Depois da Festa do Avante! e do Arraial Liberal, o setor questiona se as restrições da cultura se alargam aos eventos de cariz político. Questionados pelo DN sobre a obrigação de mostrar teste negativo em comícios, manifestações e ações políticas, DGS e governo remeteram-se uma vez mais ao silêncio.
"A variante indiana, que tanto está a preocupar o governo e as autoridades de saúde, não foi trazida de Portugal para Portugal." É Álvaro Covões que aponta o dedo à falta de controlo nas fronteiras - "em especial nos aeroportos, o controlo aos passageiros para verificar se trazem teste PCR negativo é aleatório por decisão superior.
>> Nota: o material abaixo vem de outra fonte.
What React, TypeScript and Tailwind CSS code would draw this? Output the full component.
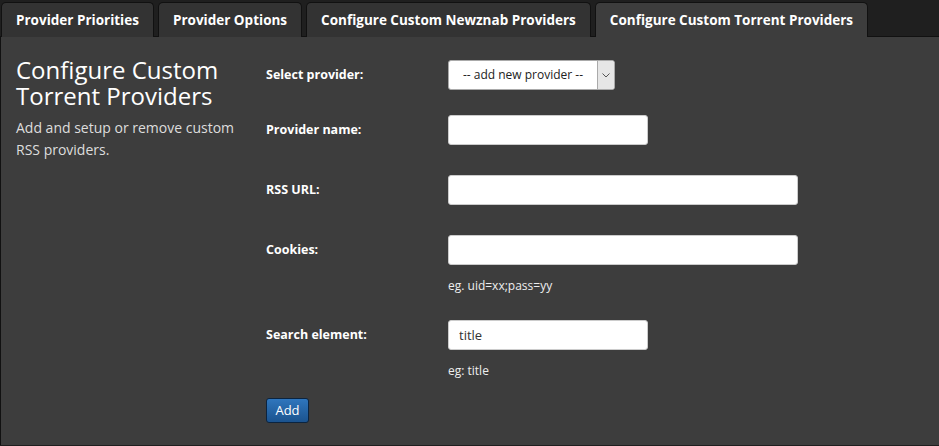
const tabs = [
  { label: 'Provider Priorities', active: false },
  { label: 'Provider Options', active: false },
  { label: 'Configure Custom Newznab Providers', active: false },
  { label: 'Configure Custom Torrent Providers', active: true },
]

function TextInput({ wide, value }: { wide?: boolean; value?: string }) {
  return (
    <input
      type="text"
      defaultValue={value}
      className={`h-[30px] ${wide ? 'w-[350px]' : 'w-[200px]'} rounded-[3px] border border-[#ccc] bg-white px-[10px] text-[13px] text-[#333] outline-none`}
    />
  )
}

export default function App() {
  return (
    <div className="min-h-[446px] bg-[#1f1f1f] font-['Open_Sans',sans-serif] text-white">
      <div className="flex gap-[4px] px-px pt-[2px]">
        {tabs.map((t) => (
          <div
            key={t.label}
            className={`-mb-px flex h-[35px] items-center rounded-t-[5px] border border-b-0 border-[#111] px-[14px] text-[13.5px] font-bold ${
              t.active ? 'z-10 bg-[#3d3d3d]' : 'bg-[#333]'
            }`}
          >
            {t.label}
          </div>
        ))}
      </div>

      <div className="flex min-h-[409px] border-l border-t border-[#111] bg-[#3d3d3d]">
        <div className="w-[265px] shrink-0 pl-[15px] pt-[20px]">
          <h3 className="w-[235px] text-[24px] leading-[26px] text-white">Configure Custom Torrent Providers</h3>
          <p className="mt-[8px] w-[235px] text-[14px] leading-[22px] text-[#ddd]">
            Add and setup or remove custom RSS providers.
          </p>
        </div>

        <div className="pt-[23px] text-[13px]">
          <div className="flex items-center">
            <label className="w-[182px] text-[12.5px] font-bold">Select provider:</label>
            <div className="flex h-[30px] w-[167px] overflow-hidden rounded-[3px] border border-[#aaa] bg-white text-[#222]">
              <div className="flex flex-1 items-center justify-center text-[12px]">-- add new provider --</div>
              <div className="flex w-[17px] items-center justify-center border-l border-[#aaa] bg-[#e6e6e6]">
                <svg width="8" height="5" viewBox="0 0 8 5" fill="none">
                  <path d="M0.5 0.5 L4 4 L7.5 0.5" stroke="#555" strokeWidth="1" />
                </svg>
              </div>
            </div>
          </div>

          <div className="mt-[25px] flex items-center">
            <label className="w-[182px] text-[12.5px] font-bold">Provider name:</label>
            <TextInput />
          </div>

          <div className="mt-[30px] flex items-center">
            <label className="w-[182px] text-[12.5px] font-bold">RSS URL:</label>
            <TextInput wide />
          </div>

          <div className="mt-[30px] flex items-center">
            <label className="w-[182px] text-[12.5px] font-bold">Cookies:</label>
            <TextInput wide />
          </div>
          <div className="ml-[182px] mt-[12px] text-[12px] leading-[17px] text-[#eee]">eg. uid=xx;pass=yy</div>

          <div className="mt-[26px] flex items-center">
            <label className="w-[182px] text-[12.5px] font-bold">Search element:</label>
            <TextInput value="title" />
          </div>
          <div className="ml-[182px] mt-[12px] text-[12px] leading-[17px] text-[#eee]">eg: title</div>

          <button className="mt-[19px] h-[25px] w-[43px] rounded-[3px] border border-[#0b2440] bg-gradient-to-b from-[#2f76bd] to-[#1b538f] text-[13px] text-white">
            Add
          </button>
        </div>
      </div>
    </div>
  )
}
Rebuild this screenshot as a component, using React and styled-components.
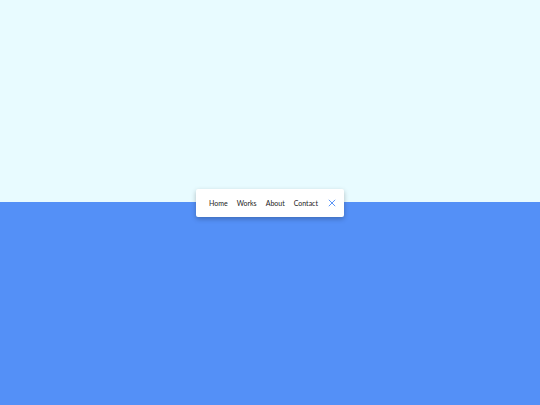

Não podemos continuar a ser sacrificados com decisões discriminatórias que penalizam sempre a sociedade civil".
Mas outros já o denunciaram. Incluindo Pedro Ribeiro, diretor de programação da Rádio Comercial, que há uma semana, no regresso da Tanzânia, revelou no seu Instagram o "choque" pela ausência de controlo nas fronteiras. "Nem na escala em Amesterdão, nem na chegada ao aeroporto de Lisboa, ninguém pediu teste nenhum. Nada. Zero controlo. Foi sair do avião, apanhar as malas e sair."
Também quem vem de Espanha por estrada tem entrada livre desde maio - e mesmo controlos aleatórios só existem do lado de lá da fronteira.